"Noun," unfortunately, will not tell the uninitiated its definition just by sitting there being itself. If an intelligent English-speaking person entirely unfamiliar with grammatical terms saw "noun" free of context, one could readily forgive them for thinking it some kind of weird flat-faced asthmatic dog. This, fortunately, does not hold true of all terms - or even all grammatical ones! I mean, even punctuation, supposedly one of this language's bastions of mystification, comes in varieties best termed "two by four-to-the-cranium obvious."

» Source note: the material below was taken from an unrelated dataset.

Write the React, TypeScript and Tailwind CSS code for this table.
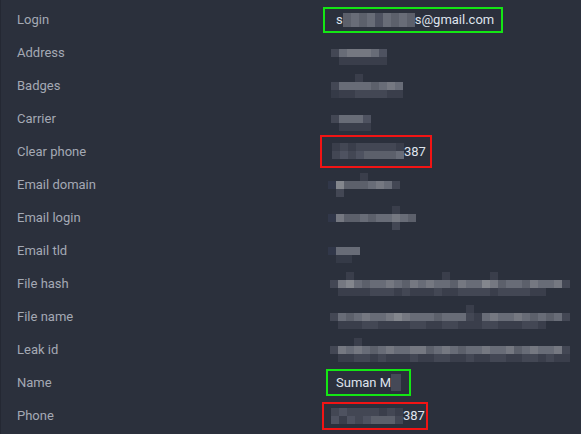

Or at least - cue ominous thunderclap - it damn well should.* Yet people persist, curse their grandmother's eyes, in using quotation marks for emphasis. That's quotation marks, folks! What's their purpose? Oh geeze, I wonder! Could it POSSIBLY be RIGHT THERE IN THE NAME? Noooo! Neverrrr! That might actually make SENSE! Let's use them to "emphasize" things, because that "really" doesn't make it sound like we're being "sarcastic" or using "scare quotes" now, does it! I mean, it's not like "quote marks" exist to "denote" "quotations," i.e. things that other people said, or that you said at some other point in time and that the only reasons one would to this are to: a) give credit to the quote's originator and b) differentiate the quote from one's own current dialogue, namely what you are saying, right now, that you actually mean, right now.
I deliver the newspaper to a bowling alley. The bowling alley has all these hand-printed, mercifully legible signs hung up on and around the front door. Well, they're mercifully legible until you get to the horrific quotation mark abuse and give yourself a headache wondering why "alcoholic," or, for that matter, "outside," need scare quotes in "no "alcoholic" beverages "outside," please." Also mystifying is why they allow "no "smoking" within "fifteen feet" of the "building."" What does it mean? At what dark shenanigans do these misplaced marks so ominously hint? What untoward meanings of "fifteen feet" have yet to enter my apparently blessedly naive awareness?
For heaven's sake, people, please at the very least pay attention to the obvious. It may not hit you over the brainbox with a board, but grammar cops the world over will be glad to do so, just let us put on the gardening gloves so we don't get splinters owe you a drink or two or ten just for sparing our brain cells the vain hours poring over your hidden meanings.
*Yes. I mean "should." Wilful stupidity counts as a crime in my books.